§ SOURCE EXCERPT:
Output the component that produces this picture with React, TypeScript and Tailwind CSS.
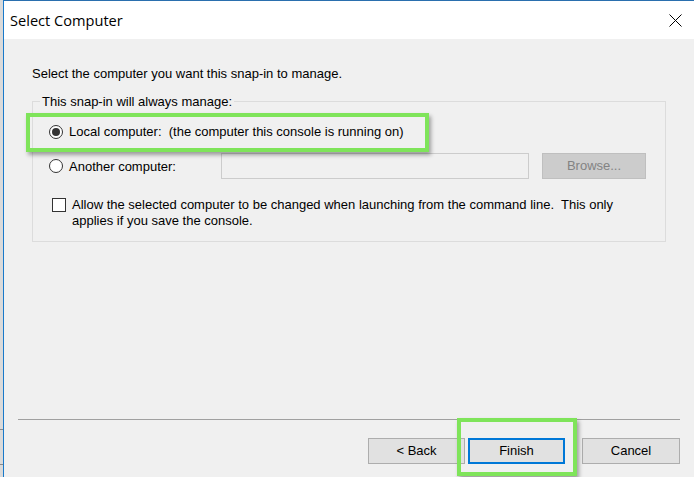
export default function App() {
  return (
    <div className="relative flex h-[477px] w-[694px] overflow-hidden bg-[#f0f0f0] font-['Liberation_Sans',Arial,sans-serif] text-[13px] text-black">
      {/* Desktop strip behind the dialog */}
      <div className="flex w-[3px] flex-col bg-[#dadada]">
        <div className="h-[429px]" />
        <div className="h-px bg-[#8a8a8a]" />
        <div className="h-[34px]" />
        <div className="h-px bg-[#8a8a8a]" />
      </div>

      {/* Dialog window */}
      <div className="flex flex-1 flex-col border-l border-[#1979ca]">
        {/* Title bar */}
        <div className="flex h-[39px] items-center justify-between border-t border-[#2a6fae] bg-white pl-[6px] pr-[12px]">
          <span className="mt-[1px] font-['Open_Sans',sans-serif] text-[14.6px] leading-none text-black">Select Computer</span>
          <svg width="13" height="13" viewBox="0 0 13 13" className="mt-[1px]">
            <path d="M0.5 0.5 L12.5 12.5 M12.5 0.5 L0.5 12.5" stroke="#000" strokeWidth="1" />
          </svg>
        </div>

        {/* Body */}
        <div className="relative flex flex-1 flex-col">
          <p className="ml-[28px] mt-[27px] leading-[15px]">Select the computer you want this snap-in to manage.</p>

          <fieldset className="ml-[28px] mr-[28px] mt-[13px] h-[148px] border border-[#dcdcdc] px-0 pb-0">
            <legend className="ml-[7px] px-[2px] leading-[15px]">This snap-in will always manage:</legend>

            {/* Local computer */}
            <div className="ml-[16px] mt-[15px] flex items-center">
              <span className="flex h-[14px] w-[14px] items-center justify-center rounded-full border border-[#333] bg-white">
                <span className="h-[8px] w-[8px] rounded-full bg-[#333]" />
              </span>
              <span className="ml-[6px] leading-[15px]">Local computer:&nbsp; (the computer this console is running on)</span>
            </div>

            {/* Another computer */}
            <div className="mt-[14px] flex items-center">
              <div className="ml-[16px] flex w-[172px] items-center">
                <span className="h-[14px] w-[14px] rounded-full border border-[#333] bg-white" />
                <span className="ml-[6px] leading-[15px]">Another computer:</span>
              </div>
              <div className="h-[26px] w-[308px] border border-[#cccccc] bg-[#f0f0f0]" />
              <div className="ml-[13px] flex h-[26px] w-[104px] items-center justify-center border border-[#bfbfbf] bg-[#cccccc] text-[#838383]">
                Browse...
              </div>
            </div>

            {/* Checkbox */}
            <div className="ml-[19px] mt-[18px] flex items-start">
              <span className="mt-[1px] h-[14px] w-[14px] shrink-0 border border-[#333] bg-white" />
              <p className="ml-[6px] w-[560px] leading-[16px]">
                Allow the selected computer to be changed when launching from the command line.&nbsp; This only applies if you save the console.
              </p>
            </div>
          </fieldset>

          <div className="flex-1" />

          {/* Separator */}
          <div className="ml-[14px] mr-[14px] h-px bg-[#a0a0a0]" />

          {/* Buttons */}
          <div className="mb-[13px] mr-[14px] mt-[18px] flex justify-end">
            <button className="h-[26px] w-[97px] border border-[#adadad] bg-[#e1e1e1]">&lt; Back</button>
            <button className="ml-[3px] h-[26px] w-[97px] border-2 border-[#0078d7] bg-[#e1e1e1]">Finish</button>
            <button className="ml-[17px] h-[26px] w-[98px] border border-[#adadad] bg-[#e1e1e1]">Cancel</button>
          </div>
        </div>
      </div>

      {/* Green highlight annotations */}
      <div className="pointer-events-none absolute left-[26px] top-[113px] h-[39px] w-[403px] border-4 border-[#7fe45a] shadow-[2px_3px_4px_rgba(0,0,0,0.35)]" />
      <div className="pointer-events-none absolute left-[457px] top-[418px] h-[58px] w-[120px] border-4 border-[#7fe45a] shadow-[2px_3px_4px_rgba(0,0,0,0.35)]" />
    </div>
  );
}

§ OBJECTIVE: Extract the full listing above verbatim; pictures are to be left out of the copy.

§ WRITTEN SOLUTION:
Output the component that produces this picture with React, TypeScript and Tailwind CSS.
export default function App() {
  return (
    <div className="relative flex h-[477px] w-[694px] overflow-hidden bg-[#f0f0f0] font-['Liberation_Sans',Arial,sans-serif] text-[13px] text-black">
      {/* Desktop strip behind the dialog */}
      <div className="flex w-[3px] flex-col bg-[#dadada]">
        <div className="h-[429px]" />
        <div className="h-px bg-[#8a8a8a]" />
        <div className="h-[34px]" />
        <div className="h-px bg-[#8a8a8a]" />
      </div>

      {/* Dialog window */}
      <div className="flex flex-1 flex-col border-l border-[#1979ca]">
        {/* Title bar */}
        <div className="flex h-[39px] items-center justify-between border-t border-[#2a6fae] bg-white pl-[6px] pr-[12px]">
          <span className="mt-[1px] font-['Open_Sans',sans-serif] text-[14.6px] leading-none text-black">Select Computer</span>
          <svg width="13" height="13" viewBox="0 0 13 13" className="mt-[1px]">
            <path d="M0.5 0.5 L12.5 12.5 M12.5 0.5 L0.5 12.5" stroke="#000" strokeWidth="1" />
          </svg>
        </div>

        {/* Body */}
        <div className="relative flex flex-1 flex-col">
          <p className="ml-[28px] mt-[27px] leading-[15px]">Select the computer you want this snap-in to manage.</p>

          <fieldset className="ml-[28px] mr-[28px] mt-[13px] h-[148px] border border-[#dcdcdc] px-0 pb-0">
            <legend className="ml-[7px] px-[2px] leading-[15px]">This snap-in will always manage:</legend>

            {/* Local computer */}
            <div className="ml-[16px] mt-[15px] flex items-center">
              <span className="flex h-[14px] w-[14px] items-center justify-center rounded-full border border-[#333] bg-white">
                <span className="h-[8px] w-[8px] rounded-full bg-[#333]" />
              </span>
              <span className="ml-[6px] leading-[15px]">Local computer:&nbsp; (the computer this console is running on)</span>
            </div>

            {/* Another computer */}
            <div className="mt-[14px] flex items-center">
              <div className="ml-[16px] flex w-[172px] items-center">
                <span className="h-[14px] w-[14px] rounded-full border border-[#333] bg-white" />
                <span className="ml-[6px] leading-[15px]">Another computer:</span>
              </div>
              <div className="h-[26px] w-[308px] border border-[#cccccc] bg-[#f0f0f0]" />
              <div className="ml-[13px] flex h-[26px] w-[104px] items-center justify-center border border-[#bfbfbf] bg-[#cccccc] text-[#838383]">
                Browse...
              </div>
            </div>

            {/* Checkbox */}
            <div className="ml-[19px] mt-[18px] flex items-start">
              <span className="mt-[1px] h-[14px] w-[14px] shrink-0 border border-[#333] bg-white" />
              <p className="ml-[6px] w-[560px] leading-[16px]">
                Allow the selected computer to be changed when launching from the command line.&nbsp; This only applies if you save the console.
              </p>
            </div>
          </fieldset>

          <div className="flex-1" />

          {/* Separator */}
          <div className="ml-[14px] mr-[14px] h-px bg-[#a0a0a0]" />

          {/* Buttons */}
          <div className="mb-[13px] mr-[14px] mt-[18px] flex justify-end">
            <button className="h-[26px] w-[97px] border border-[#adadad] bg-[#e1e1e1]">&lt; Back</button>
            <button className="ml-[3px] h-[26px] w-[97px] border-2 border-[#0078d7] bg-[#e1e1e1]">Finish</button>
            <button className="ml-[17px] h-[26px] w-[98px] border border-[#adadad] bg-[#e1e1e1]">Cancel</button>
          </div>
        </div>
      </div>

      {/* Green highlight annotations */}
      <div className="pointer-events-none absolute left-[26px] top-[113px] h-[39px] w-[403px] border-4 border-[#7fe45a] shadow-[2px_3px_4px_rgba(0,0,0,0.35)]" />
      <div className="pointer-events-none absolute left-[457px] top-[418px] h-[58px] w-[120px] border-4 border-[#7fe45a] shadow-[2px_3px_4px_rgba(0,0,0,0.35)]" />
    </div>
  );
}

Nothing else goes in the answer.